Se l’argomento non fosse tanto serio mi abbandonerei a facili battute sullo studio pubblicato su ACSNano dal team di Mariana Medina-Sánchez dell’Institute for Integrative Nanosciences del Leibnitz Institude di Dresda che documenta l’uso di sperma come vettore nelle terapie anticancro.
In realtà da semplice appassionato di scienza ma non laureato in medicina o in biologia posso dire che l’idea sembra così naturale che è strano non ci avessero pensato prima. Che cosa ci insegnano fin dai livelli scolastici più bassi? La capacità degli spermatozoi di nuotare risalendo l’apparato riproduttivo femminile alla ricerca del loro bersaglio.
Negli ultimi anni il mondo delle terapie anticancro si è concentrato sul problema di guidare i farmaci sul tumore, sia per una maggiore efficacia della terapia che per evitare che questi potenti farmaci si disperdano e diffondano in maniera non necessaria in organi sani.
Dunque si è cominciato ad usare come vettori dei batteri in cui si inserisce il farmaco antitumorale, i batteri hanno autonoma capacità di movimento e si è scoperto che si può guidarli dove vogliamo noi con campi magnetici.

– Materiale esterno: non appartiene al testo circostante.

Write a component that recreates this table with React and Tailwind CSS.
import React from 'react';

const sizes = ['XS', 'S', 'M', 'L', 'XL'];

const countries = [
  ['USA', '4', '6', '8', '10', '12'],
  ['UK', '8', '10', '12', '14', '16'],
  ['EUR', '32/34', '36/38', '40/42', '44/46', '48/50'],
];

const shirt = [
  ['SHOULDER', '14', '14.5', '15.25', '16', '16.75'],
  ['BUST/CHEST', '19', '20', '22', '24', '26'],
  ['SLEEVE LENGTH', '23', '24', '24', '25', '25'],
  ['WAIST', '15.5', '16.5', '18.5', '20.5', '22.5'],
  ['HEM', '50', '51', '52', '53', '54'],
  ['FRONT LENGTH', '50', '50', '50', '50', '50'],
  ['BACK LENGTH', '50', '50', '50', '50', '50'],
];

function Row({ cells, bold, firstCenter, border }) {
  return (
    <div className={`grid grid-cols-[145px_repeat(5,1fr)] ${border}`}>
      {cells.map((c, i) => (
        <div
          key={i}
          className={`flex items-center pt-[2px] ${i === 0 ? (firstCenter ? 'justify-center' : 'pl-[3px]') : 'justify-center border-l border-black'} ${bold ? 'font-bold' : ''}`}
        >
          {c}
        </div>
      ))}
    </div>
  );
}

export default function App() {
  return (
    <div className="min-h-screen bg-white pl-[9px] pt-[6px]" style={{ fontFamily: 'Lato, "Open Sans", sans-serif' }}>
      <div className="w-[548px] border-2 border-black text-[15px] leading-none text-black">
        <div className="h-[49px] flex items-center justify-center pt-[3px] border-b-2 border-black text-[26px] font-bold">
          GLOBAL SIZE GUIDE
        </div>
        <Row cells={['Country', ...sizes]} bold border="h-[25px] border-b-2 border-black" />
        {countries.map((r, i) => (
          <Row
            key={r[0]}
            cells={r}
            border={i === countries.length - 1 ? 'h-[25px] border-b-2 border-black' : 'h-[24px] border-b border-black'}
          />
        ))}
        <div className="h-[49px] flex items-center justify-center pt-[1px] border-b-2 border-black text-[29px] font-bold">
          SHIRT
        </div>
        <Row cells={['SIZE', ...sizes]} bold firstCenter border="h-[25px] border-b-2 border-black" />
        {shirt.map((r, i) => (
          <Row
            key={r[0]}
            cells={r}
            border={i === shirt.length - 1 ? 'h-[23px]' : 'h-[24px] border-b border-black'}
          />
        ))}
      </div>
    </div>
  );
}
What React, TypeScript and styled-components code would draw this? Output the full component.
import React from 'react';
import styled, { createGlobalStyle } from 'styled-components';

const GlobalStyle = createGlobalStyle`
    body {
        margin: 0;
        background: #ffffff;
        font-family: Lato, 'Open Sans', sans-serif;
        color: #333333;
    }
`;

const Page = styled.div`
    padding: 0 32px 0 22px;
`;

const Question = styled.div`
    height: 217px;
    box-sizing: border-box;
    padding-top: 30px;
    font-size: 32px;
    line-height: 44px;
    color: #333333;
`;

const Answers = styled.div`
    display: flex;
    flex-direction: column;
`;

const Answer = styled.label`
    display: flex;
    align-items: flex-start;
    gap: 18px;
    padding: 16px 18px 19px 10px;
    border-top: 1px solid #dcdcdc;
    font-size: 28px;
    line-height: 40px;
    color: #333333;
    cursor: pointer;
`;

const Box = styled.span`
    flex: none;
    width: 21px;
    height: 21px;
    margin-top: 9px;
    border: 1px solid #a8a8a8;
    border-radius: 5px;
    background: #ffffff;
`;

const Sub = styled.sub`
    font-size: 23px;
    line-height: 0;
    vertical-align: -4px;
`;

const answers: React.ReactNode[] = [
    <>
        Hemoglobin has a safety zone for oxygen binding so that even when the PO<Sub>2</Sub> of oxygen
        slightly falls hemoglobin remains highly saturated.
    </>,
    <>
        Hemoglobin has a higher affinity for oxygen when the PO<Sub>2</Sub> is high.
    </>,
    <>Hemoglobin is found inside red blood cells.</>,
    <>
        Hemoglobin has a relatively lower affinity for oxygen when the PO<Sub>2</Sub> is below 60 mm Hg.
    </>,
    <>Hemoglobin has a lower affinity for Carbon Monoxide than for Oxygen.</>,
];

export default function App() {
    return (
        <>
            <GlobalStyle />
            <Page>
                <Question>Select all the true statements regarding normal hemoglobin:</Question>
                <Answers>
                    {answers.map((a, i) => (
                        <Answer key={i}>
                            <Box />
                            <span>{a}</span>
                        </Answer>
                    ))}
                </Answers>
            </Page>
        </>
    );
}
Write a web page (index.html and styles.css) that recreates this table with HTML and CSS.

La nuova ricerca usa lo sperma come vettore
Nell’usare i batteri come vettori c’è pero un ostacolo il sistema immunitario del paziente. Dunque la Medina-Sánchez e colleghi cercando un altro vettore hanno pensato di usare lo sperma come vettore per terapie anticancro nel caso di tumori dell’apparato riproduttivo femminile. Ovviamente introducendo sperma nell’apparato riproduttivo femminile questo non viene considerato un intruso dal sistema immunitario, se così non fosse non ci riprodurremmo. La sperimentazione ha utilizzato sperma bovino, nelle cellule è stato introdotto un comune farmaco anticancro chiamato doxorubicina e sono state corredate con una minuscola imbracatura di materiale che rispondesse al campo magnetico per poterle guidare proprio come si fa coi batteri. Le cellule di sperma che contenevano il medicinale sono state guidate verso un cancro della cervice uterina che era stato fatto crescere in laboratorio. I risultati sono stati molto incoraggianti: pochissima dispersione del farmaco durante il tragitto e 80% delle cellule tumorali uccise.
Siamo solo agli inizi di questa sperimentazione, ci vorrà tempo per testare il metodo sugli animali e finalmente sugli uomini, ma in futuro potremmo avere un nuovo e più efficace mezzo di consegna mirata dei farmaci nelle terapie anticancro per quel che riguarda l’apparato riproduttivo femminile.